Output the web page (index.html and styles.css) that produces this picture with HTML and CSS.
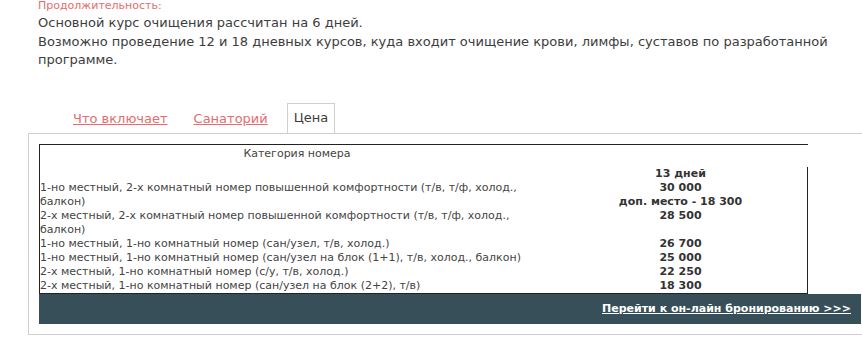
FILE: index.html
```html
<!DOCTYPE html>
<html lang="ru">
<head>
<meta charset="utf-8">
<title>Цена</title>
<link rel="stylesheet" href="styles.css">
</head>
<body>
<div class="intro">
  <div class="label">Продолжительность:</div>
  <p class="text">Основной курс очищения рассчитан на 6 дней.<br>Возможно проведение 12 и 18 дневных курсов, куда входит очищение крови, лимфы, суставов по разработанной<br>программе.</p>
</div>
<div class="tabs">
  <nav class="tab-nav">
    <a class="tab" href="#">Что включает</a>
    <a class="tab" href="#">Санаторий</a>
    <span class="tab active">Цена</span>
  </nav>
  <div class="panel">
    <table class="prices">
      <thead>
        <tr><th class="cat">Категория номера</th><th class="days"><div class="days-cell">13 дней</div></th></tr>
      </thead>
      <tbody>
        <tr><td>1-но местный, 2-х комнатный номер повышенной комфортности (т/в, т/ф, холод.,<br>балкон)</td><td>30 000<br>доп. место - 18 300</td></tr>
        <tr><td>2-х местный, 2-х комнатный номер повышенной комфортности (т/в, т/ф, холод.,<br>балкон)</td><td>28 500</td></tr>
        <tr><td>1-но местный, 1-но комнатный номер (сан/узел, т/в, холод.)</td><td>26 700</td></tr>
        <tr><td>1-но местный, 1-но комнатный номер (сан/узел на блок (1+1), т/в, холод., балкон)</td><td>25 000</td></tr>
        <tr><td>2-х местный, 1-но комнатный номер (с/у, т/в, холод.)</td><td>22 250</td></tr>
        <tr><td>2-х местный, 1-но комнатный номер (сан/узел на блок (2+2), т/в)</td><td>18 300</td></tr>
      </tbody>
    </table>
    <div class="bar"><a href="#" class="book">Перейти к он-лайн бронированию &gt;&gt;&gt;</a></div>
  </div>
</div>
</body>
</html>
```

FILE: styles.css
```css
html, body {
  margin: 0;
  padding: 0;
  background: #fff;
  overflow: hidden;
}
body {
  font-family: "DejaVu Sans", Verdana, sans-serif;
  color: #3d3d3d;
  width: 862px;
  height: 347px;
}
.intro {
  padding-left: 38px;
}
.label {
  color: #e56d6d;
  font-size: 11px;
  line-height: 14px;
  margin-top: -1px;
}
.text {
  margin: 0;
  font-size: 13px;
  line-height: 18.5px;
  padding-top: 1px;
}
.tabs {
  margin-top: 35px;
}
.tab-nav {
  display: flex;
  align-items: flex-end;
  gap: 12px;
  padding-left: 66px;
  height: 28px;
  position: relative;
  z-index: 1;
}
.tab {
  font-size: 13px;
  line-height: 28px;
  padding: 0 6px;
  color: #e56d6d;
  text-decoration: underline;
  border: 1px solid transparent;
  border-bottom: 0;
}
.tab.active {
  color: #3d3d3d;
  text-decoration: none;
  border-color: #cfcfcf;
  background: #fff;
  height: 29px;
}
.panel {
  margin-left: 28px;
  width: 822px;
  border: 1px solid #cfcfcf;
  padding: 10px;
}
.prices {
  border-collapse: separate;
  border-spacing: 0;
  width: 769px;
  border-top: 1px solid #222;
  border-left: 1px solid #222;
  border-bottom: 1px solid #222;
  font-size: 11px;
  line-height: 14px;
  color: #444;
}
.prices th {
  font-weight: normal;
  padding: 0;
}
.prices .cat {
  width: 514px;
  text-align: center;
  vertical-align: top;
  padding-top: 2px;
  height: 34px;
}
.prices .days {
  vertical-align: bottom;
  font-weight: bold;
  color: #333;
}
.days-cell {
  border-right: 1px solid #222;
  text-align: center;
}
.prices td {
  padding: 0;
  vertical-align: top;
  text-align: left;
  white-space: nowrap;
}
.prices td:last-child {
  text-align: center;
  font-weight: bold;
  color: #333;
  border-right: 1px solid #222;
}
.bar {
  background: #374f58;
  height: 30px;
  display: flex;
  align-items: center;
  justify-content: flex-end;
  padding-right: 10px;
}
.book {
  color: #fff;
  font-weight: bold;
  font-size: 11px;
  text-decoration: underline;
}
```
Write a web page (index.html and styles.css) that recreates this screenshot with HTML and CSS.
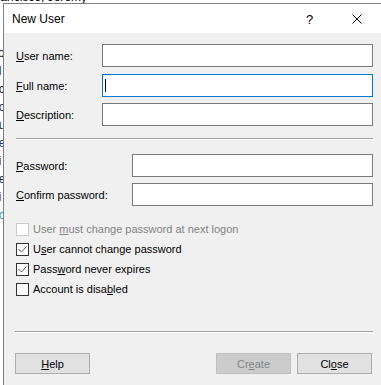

· · ·

• Goal of the exercise
Return the material exactly as given, apart from the pictures.

• Output for this exercise
Output the web page (index.html and styles.css) that produces this picture with HTML and CSS.
FILE: index.html
```html
<!DOCTYPE html>
<html lang="ru">
<head>
<meta charset="utf-8">
<title>Цена</title>
<link rel="stylesheet" href="styles.css">
</head>
<body>
<div class="intro">
  <div class="label">Продолжительность:</div>
  <p class="text">Основной курс очищения рассчитан на 6 дней.<br>Возможно проведение 12 и 18 дневных курсов, куда входит очищение крови, лимфы, суставов по разработанной<br>программе.</p>
</div>
<div class="tabs">
  <nav class="tab-nav">
    <a class="tab" href="#">Что включает</a>
    <a class="tab" href="#">Санаторий</a>
    <span class="tab active">Цена</span>
  </nav>
  <div class="panel">
    <table class="prices">
      <thead>
        <tr><th class="cat">Категория номера</th><th class="days"><div class="days-cell">13 дней</div></th></tr>
      </thead>
      <tbody>
        <tr><td>1-но местный, 2-х комнатный номер повышенной комфортности (т/в, т/ф, холод.,<br>балкон)</td><td>30 000<br>доп. место - 18 300</td></tr>
        <tr><td>2-х местный, 2-х комнатный номер повышенной комфортности (т/в, т/ф, холод.,<br>балкон)</td><td>28 500</td></tr>
        <tr><td>1-но местный, 1-но комнатный номер (сан/узел, т/в, холод.)</td><td>26 700</td></tr>
        <tr><td>1-но местный, 1-но комнатный номер (сан/узел на блок (1+1), т/в, холод., балкон)</td><td>25 000</td></tr>
        <tr><td>2-х местный, 1-но комнатный номер (с/у, т/в, холод.)</td><td>22 250</td></tr>
        <tr><td>2-х местный, 1-но комнатный номер (сан/узел на блок (2+2), т/в)</td><td>18 300</td></tr>
      </tbody>
    </table>
    <div class="bar"><a href="#" class="book">Перейти к он-лайн бронированию &gt;&gt;&gt;</a></div>
  </div>
</div>
</body>
</html>
```

FILE: styles.css
```css
html, body {
  margin: 0;
  padding: 0;
  background: #fff;
  overflow: hidden;
}
body {
  font-family: "DejaVu Sans", Verdana, sans-serif;
  color: #3d3d3d;
  width: 862px;
  height: 347px;
}
.intro {
  padding-left: 38px;
}
.label {
  color: #e56d6d;
  font-size: 11px;
  line-height: 14px;
  margin-top: -1px;
}
.text {
  margin: 0;
  font-size: 13px;
  line-height: 18.5px;
  padding-top: 1px;
}
.tabs {
  margin-top: 35px;
}
.tab-nav {
  display: flex;
  align-items: flex-end;
  gap: 12px;
  padding-left: 66px;
  height: 28px;
  position: relative;
  z-index: 1;
}
.tab {
  font-size: 13px;
  line-height: 28px;
  padding: 0 6px;
  color: #e56d6d;
  text-decoration: underline;
  border: 1px solid transparent;
  border-bottom: 0;
}
.tab.active {
  color: #3d3d3d;
  text-decoration: none;
  border-color: #cfcfcf;
  background: #fff;
  height: 29px;
}
.panel {
  margin-left: 28px;
  width: 822px;
  border: 1px solid #cfcfcf;
  padding: 10px;
}
.prices {
  border-collapse: separate;
  border-spacing: 0;
  width: 769px;
  border-top: 1px solid #222;
  border-left: 1px solid #222;
  border-bottom: 1px solid #222;
  font-size: 11px;
  line-height: 14px;
  color: #444;
}
.prices th {
  font-weight: normal;
  padding: 0;
}
.prices .cat {
  width: 514px;
  text-align: center;
  vertical-align: top;
  padding-top: 2px;
  height: 34px;
}
.prices .days {
  vertical-align: bottom;
  font-weight: bold;
  color: #333;
}
.days-cell {
  border-right: 1px solid #222;
  text-align: center;
}
.prices td {
  padding: 0;
  vertical-align: top;
  text-align: left;
  white-space: nowrap;
}
.prices td:last-child {
  text-align: center;
  font-weight: bold;
  color: #333;
  border-right: 1px solid #222;
}
.bar {
  background: #374f58;
  height: 30px;
  display: flex;
  align-items: center;
  justify-content: flex-end;
  padding-right: 10px;
}
.book {
  color: #fff;
  font-weight: bold;
  font-size: 11px;
  text-decoration: underline;
}
```
Write a web page (index.html and styles.css) that recreates this screenshot with HTML and CSS.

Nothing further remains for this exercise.